Il est difficile de faire de la recherche à Maurice, notamment à cause de l’accès restreint aux données et de l’absence de lois adaptées. Comme je l’ai déjà dit, notre force policière a besoin de personnes formées à la recherche, capables d’aider la police à prendre des décisions fondées sur des données empiriques. Ici, chacun à la tête d’un organisme pense savoir mieux que les autres, fort de ses années de service et de son « bon sens ». Résultat : on passe à côté d’une démarche décisionnelle. Chaque ministre, à son tour, se fie à son bon sens. Les politiques et les décisions fondées sur ce principe expliquent pourquoi chaque ministre doit recommencer à zéro — et son mandat se termine avant qu’il n’ait pu concrétiser quoi que ce soit. Il est ensuite critiqué, non parce qu’il était incompétent, mais parce que le système lui-même ne permet pas la bonne prise de décision.

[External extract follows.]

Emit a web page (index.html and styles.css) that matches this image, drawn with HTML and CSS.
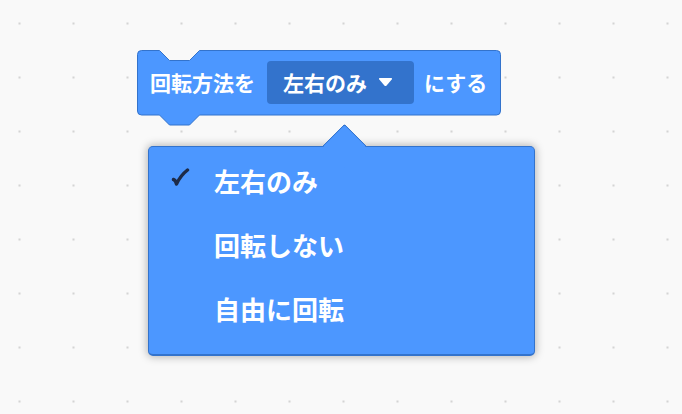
FILE: index.html
```html
<!DOCTYPE html>
<html lang="ja">
<head>
<meta charset="UTF-8" />
<meta name="viewport" content="width=device-width, initial-scale=1" />
<title>回転方法を設定</title>
<link rel="stylesheet" href="styles.css">
</head>
<body>

  <div class="workspace">

    <!-- Motion block -->
    <div class="block">
      <svg class="block-shape" width="364" height="76" viewBox="0 0 364 76">
        <path d="M0.5 4.5 A4 4 0 0 1 4.5 0.5 L22.5 0.5 L32.5 10.5 L52.5 10.5 L62.5 0.5 L359.5 0.5 A4 4 0 0 1 363.5 4.5 L363.5 61 A4 4 0 0 1 359.5 65 L62.5 65 L52.5 75 L32.5 75 L22.5 65 L4.5 65 A4 4 0 0 1 0.5 61 Z"
              fill="#4c97ff" stroke="#3373cc" stroke-width="1" />
      </svg>
      <div class="block-row">
        <span class="label">回転方法を</span>
        <span class="field">
          左右のみ
          <svg class="caret" width="15" height="10" viewBox="0 0 15 10">
            <path d="M2 1 L13 1 Q14.8 1 13.7 2.4 L8.6 8.4 Q7.5 9.6 6.4 8.4 L1.3 2.4 Q0.2 1 2 1 Z" fill="#fff" />
          </svg>
        </span>
        <span class="label">にする</span>
      </div>
    </div>

    <!-- Dropdown -->
    <div class="menu">
      <div class="menu-pointer"></div>
      <div class="menu-item">
        <svg class="check" width="19" height="19" viewBox="0 0 19 19">
          <path d="M2.5 11.5 Q4.5 12 5.5 16 Q9.5 7.5 16.5 2" fill="none" stroke="#1d2b48" stroke-width="3.4" stroke-linecap="round" stroke-linejoin="round" />
        </svg>
        <span>左右のみ</span>
      </div>
      <div class="menu-item">
        <span>回転しない</span>
      </div>
      <div class="menu-item">
        <span>自由に回転</span>
      </div>
    </div>

  </div>

</body>
</html>
```

FILE: styles.css
```css
* {
  margin: 0; padding: 0; box-sizing: border-box;
}
body {
  width: 682px;
  height: 414px;
  overflow: hidden;
  background-color: #f9f9f9;
  background-image: radial-gradient(circle, #d4d4d4 0 1px, transparent 1.6px);
  background-size: 54px 54px;
  background-position: -7.5px -3.5px;
  font-family: "Noto Sans CJK JP", "Liberation Sans", sans-serif;
  font-weight: 700;
  color: #fff;
}
.workspace {
  display: flex;
  flex-direction: column;
  align-items: flex-start;
  padding-top: 50px;
}

/* Block */
.block {
  position: relative;
  width: 364px;
  height: 76px;
  margin-left: 137px;
}
.block-shape {
  position: absolute;
  top: 0;
  left: 0;
}
.block-row {
  position: relative;
  display: flex;
  align-items: center;
  height: 64px;
  padding: 0 12px 0 13px;
  font-size: 21px;
  line-height: 1;
}
.field {
  display: flex;
  align-items: center;
  height: 43px;
  margin: 0 10px 0 12px;
  padding: 0 19px 0 16px;
  width: 147px;
  background: #3373cc;
  border-radius: 4px;
}
.caret {
  margin-left: 11px;
}

/* Dropdown menu */
.menu {
  position: relative;
  width: 387px;
  height: 210px;
  margin: 20px 0 0 148px;
  padding: 2px 0 8px;
  background: #4c97ff;
  border: 1px solid #3373cc;
  border-bottom-width: 2px;
  border-radius: 5px;
  box-shadow: 0 0 8px 1px rgba(0, 0, 0, 0.28);
  font-size: 26px;
  line-height: 1;
}
.menu-pointer {
  position: absolute;
  top: -17px;
  left: 180px;
  width: 31px;
  height: 31px;
  background: #4c97ff;
  border-top: 1px solid #3373cc;
  border-left: 1px solid #3373cc;
  border-top-left-radius: 3px;
  transform: rotate(45deg);
}
.menu-item {
  position: relative;
  display: flex;
  align-items: center;
  height: 64px;
  padding-left: 65px;
}
.check {
  position: absolute;
  left: 22px;
  top: 19px;
}
```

Faudrait-il dépénaliser ou légaliser le gandia ?
Vous me posez là une question qui risque de créer la polémique. Ma position est simple : nous ne pouvons imiter les politiques des pays développés sans tenir compte de leur capacité à gérer les changements législatifs qu’ils ont introduits. Nous ne pouvons réformer sans renforcer nos institutions et nos agences de contrôle, afin qu’elles soient pleinement équipées pour faire respecter la loi. Ce serait hypocrite de prétendre que nous sommes institutionnellement prêts au changement.
Une simple observation : il existe une loi interdisant la vente de cigarettes aux mineurs de moins de 18 ans. Pouvez-vous affirmer que cette loi est effectivement respectée ? Nous connaissons tous la réponse. Voir des élèves fumer en uniforme est devenu une scène banale dans les lieux publics.